# Written request:
Check each line of the records for "screenshot"; collect those that have it.

# Recorded information:

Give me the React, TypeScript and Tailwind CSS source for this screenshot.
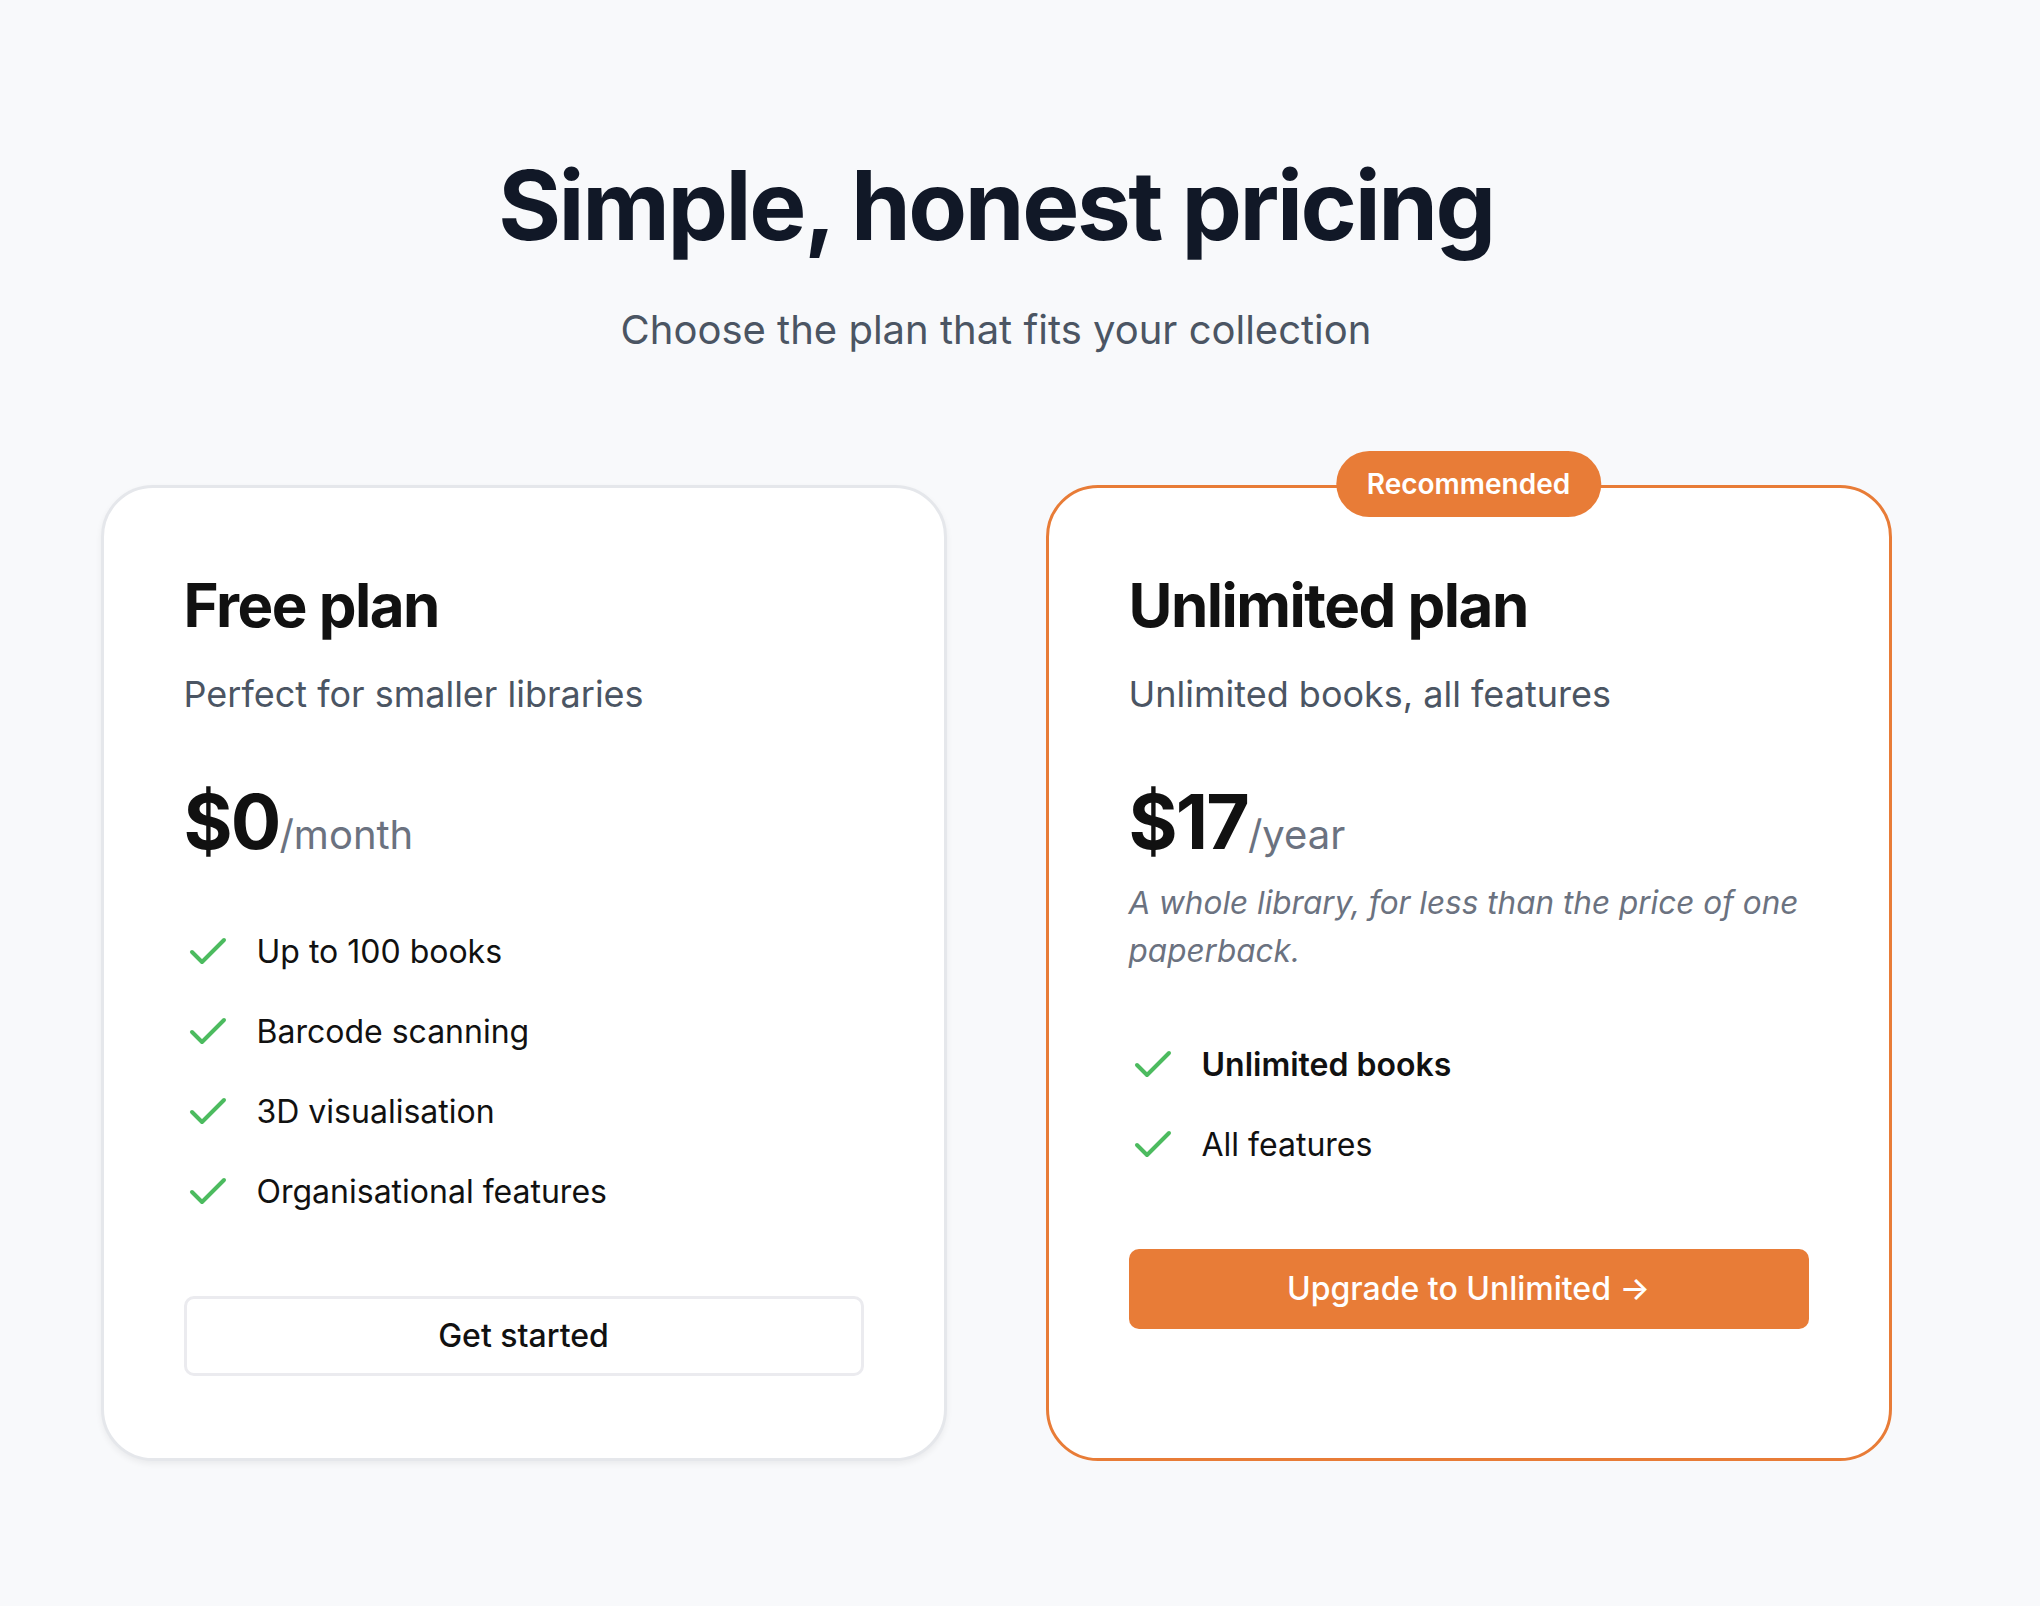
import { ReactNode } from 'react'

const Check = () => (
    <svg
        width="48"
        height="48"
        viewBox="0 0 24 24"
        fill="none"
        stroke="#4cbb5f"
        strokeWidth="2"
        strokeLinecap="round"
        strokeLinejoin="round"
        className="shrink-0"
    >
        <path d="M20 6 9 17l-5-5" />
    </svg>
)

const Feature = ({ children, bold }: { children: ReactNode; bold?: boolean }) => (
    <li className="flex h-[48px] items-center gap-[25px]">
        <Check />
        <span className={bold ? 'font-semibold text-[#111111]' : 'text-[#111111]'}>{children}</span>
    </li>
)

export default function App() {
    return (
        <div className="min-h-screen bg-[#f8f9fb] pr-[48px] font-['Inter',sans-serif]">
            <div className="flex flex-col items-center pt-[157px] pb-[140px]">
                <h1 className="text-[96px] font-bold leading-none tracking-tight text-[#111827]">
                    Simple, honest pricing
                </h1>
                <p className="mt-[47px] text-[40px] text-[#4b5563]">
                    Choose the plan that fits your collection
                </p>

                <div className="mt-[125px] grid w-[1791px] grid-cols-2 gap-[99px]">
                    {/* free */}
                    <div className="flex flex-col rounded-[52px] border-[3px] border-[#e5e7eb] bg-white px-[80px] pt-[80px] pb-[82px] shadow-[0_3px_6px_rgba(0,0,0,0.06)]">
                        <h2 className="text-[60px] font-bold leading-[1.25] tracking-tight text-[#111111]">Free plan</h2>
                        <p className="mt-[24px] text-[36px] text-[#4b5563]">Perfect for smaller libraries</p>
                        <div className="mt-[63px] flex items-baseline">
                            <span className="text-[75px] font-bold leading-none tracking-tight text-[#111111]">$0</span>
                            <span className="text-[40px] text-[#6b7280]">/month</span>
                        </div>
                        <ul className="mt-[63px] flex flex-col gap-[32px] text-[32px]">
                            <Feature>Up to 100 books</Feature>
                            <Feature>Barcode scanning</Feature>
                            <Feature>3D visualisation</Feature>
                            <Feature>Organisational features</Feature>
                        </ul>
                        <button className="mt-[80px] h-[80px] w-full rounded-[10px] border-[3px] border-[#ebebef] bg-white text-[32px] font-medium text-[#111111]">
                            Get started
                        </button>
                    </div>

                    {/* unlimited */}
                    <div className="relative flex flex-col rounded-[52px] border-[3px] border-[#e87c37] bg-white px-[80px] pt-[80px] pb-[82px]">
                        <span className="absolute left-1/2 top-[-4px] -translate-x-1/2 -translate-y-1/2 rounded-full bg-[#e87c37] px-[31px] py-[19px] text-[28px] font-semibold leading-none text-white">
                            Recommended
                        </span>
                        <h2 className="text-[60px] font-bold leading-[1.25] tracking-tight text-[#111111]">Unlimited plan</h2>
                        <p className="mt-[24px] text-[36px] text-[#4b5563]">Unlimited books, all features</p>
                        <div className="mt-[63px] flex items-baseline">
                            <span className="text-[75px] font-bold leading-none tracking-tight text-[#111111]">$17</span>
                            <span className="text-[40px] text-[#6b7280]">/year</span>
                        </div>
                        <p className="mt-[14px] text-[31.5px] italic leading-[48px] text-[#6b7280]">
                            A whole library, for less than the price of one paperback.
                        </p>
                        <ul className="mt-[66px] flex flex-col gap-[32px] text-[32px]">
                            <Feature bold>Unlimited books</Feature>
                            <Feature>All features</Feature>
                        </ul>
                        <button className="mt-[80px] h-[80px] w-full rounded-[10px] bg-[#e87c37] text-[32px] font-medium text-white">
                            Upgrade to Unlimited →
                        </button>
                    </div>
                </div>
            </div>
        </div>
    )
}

--

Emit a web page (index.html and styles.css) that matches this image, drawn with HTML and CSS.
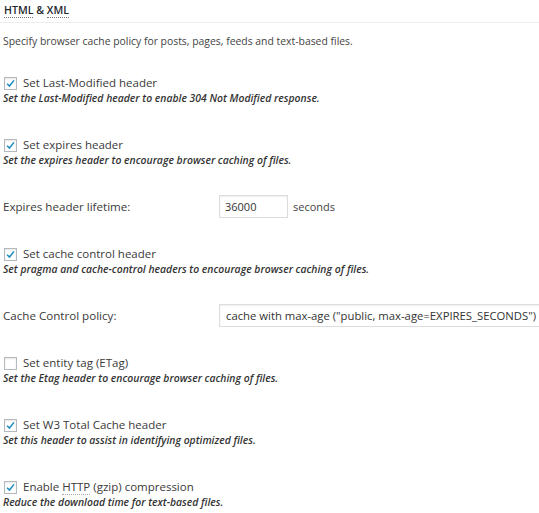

* * *

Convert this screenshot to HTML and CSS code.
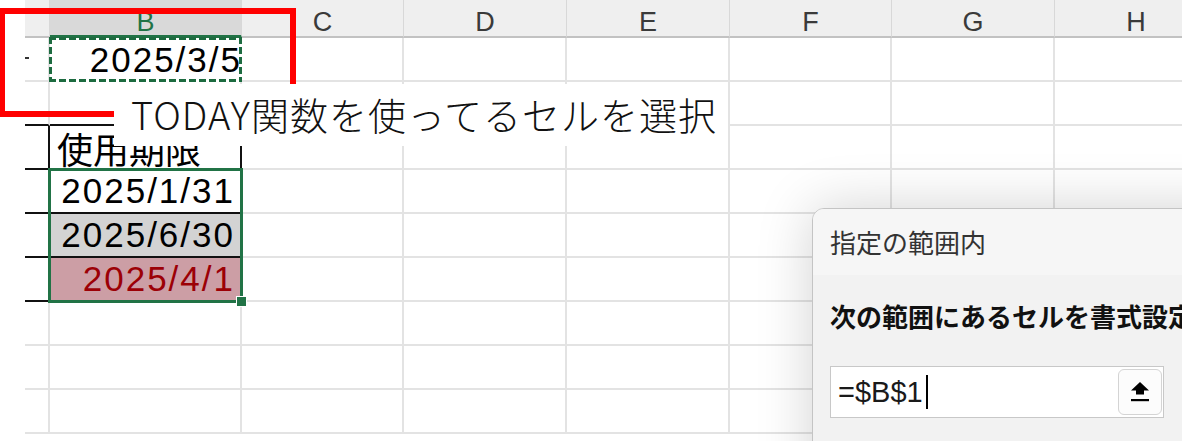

# Response to this task:
Give me the React, TypeScript and Tailwind CSS source for this screenshot.
Convert this screenshot to HTML and CSS code.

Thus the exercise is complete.